The Legacy of Michael Redd
Tuesday, February 3rd, 2009Begrudgingly or not most sports fans admit that they feel like other forces are sometimes at work in their favorite sports. Be it the legendary “Curse of the Bambino” in Boston or “The ball don’t lie ref” after a player shoots a free throw on a questionable call in basketball. I’ve heard announcers over the years admonish players for excessive celebration and refer to the gods of sport as keepers of the game. The John McGlocklin’s and Bob Uecker’s have often times said stuff like, “the basketball/baseball gods will take care of him for that”. And it’s those kinds of lines that have me thinking right now. Do the gods of sport really keep track of legacies? Do they know what records could be forever tarnished? The timing and ensuing circumstance of Michael Redd’s injury seem very important to me. Have the basketball gods intervened to make sure Michael Redd does not become too prominent a figure in Milwaukee Bucks lore?
Currently Redd sits at 11,295 points. That sits him 5th in Bucks history between Bob Dandridge and Marques Johnson. He would have needed only 716 points the rest of the season (roughly 21 points per game) to leapfrog Glenn Robinson for the number 2 spot in franchise history. With 2 years left on a difficult to move contract, and only 2200 more points needed after netting the second spot on the all time list, it’s easy to think had he not have gotten hurt this year Michael Redd had a very good chance at becoming the all time leading scorer in Milwaukee Bucks history. That means two hundred years from now when someone from a planet far away from here finds a Milwaukee Bucks media guide from 2012 it very easily could have listed Kareem Abdul-Jabar’s name AFTER Michael Redd on the scoring list.

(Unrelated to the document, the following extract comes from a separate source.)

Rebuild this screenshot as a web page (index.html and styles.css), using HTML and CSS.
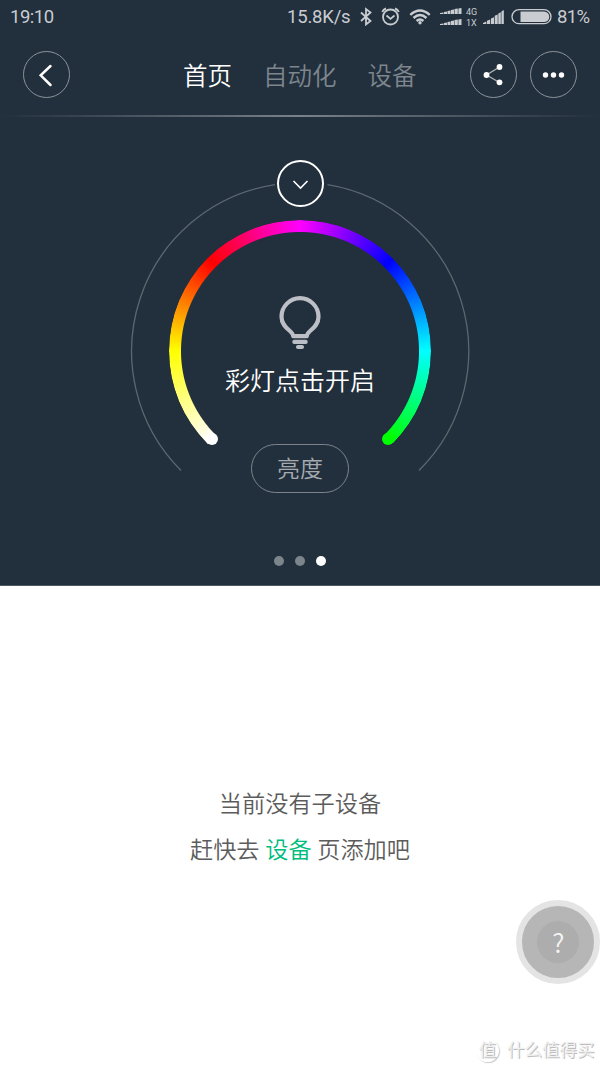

I just don’t think the basketball gods would have been okay with that. The Michael Redds of the world should not be celebrated. Scoring like gangbusters on a crappy team should not elevate you unto elite status. Had Redd eclipsed the hallowed scoring record he almost certainly would have needed his number retired. No way could Brian Winters and Johnny Mac be sitting up in the rafters while the all-time leading scorer wonders when his time will come. I mean, if Glenn Robinson is even in the conversation, which would have to be solely based on his contributions as a scorer and the team’s success during his years, Redd would have been guaranteed a spot in the rafters.
Given the Bucks current salary cap situation, Redd’s penchant for injury over the past few years, and my expectation of a playoff surge sans him, Redd will likely be shopped with great fury this offseason and into next season provided he can show that he has recovered from his injury. Sources had said that other teams were inquiring on the availability of Redd this season, but I feel like the Bucks thought they would need him to make what they deemed a necessary playoff run. Now that they will know they can be competitive without the man who was once thought to be their cornerstone, Redd will likely be gone long before his contract in Milwaukee is up.
Oddly enough Redd is probably a much more accurate figure to represent the Bucks than Kareem. The Bucks being as forgettable a franchise as Milwaukee is a city Kareem was a star far too big for Milwaukee, he was made for Los Angeles or his hometown New York.
Redd is a small town workhorse guy, the underdog who rose from second round wannabe to Olympian. Unless you’re a certifiable NBA fan or Milwaukeean, Kareem is, was and always will be a Laker. Even when the Bucks get it right they can’t win. Yes, Redd seems to fit the city right, a star with limitations. Milwaukee is an okay city, but it is not a Chicago or New York. Nothing in Milwaukee is “larger than life”. Milwaukee will forever be associated with the Michael Redd’s and Ray Allen’s who never could be the centerpiece of a great team. Milwaukee is home to the Sidney Moncriefs who get the most of their abilities and never say die. Milwaukee had the Mecca, but that didn’t mean it was destined to be the epicenter of the NBA. But the basketball gods don’t care about all that. They don’t care about player preferences or how large a city is, they just care about keeping things in order. And now that order will likely never be:
1. Redd
2. Abdul-Jabar
Redd will likely go down years from now as a productive scorer on crappy teams, and a forgotten Olympian on a team of shining stars. Just as the basketball gods planned.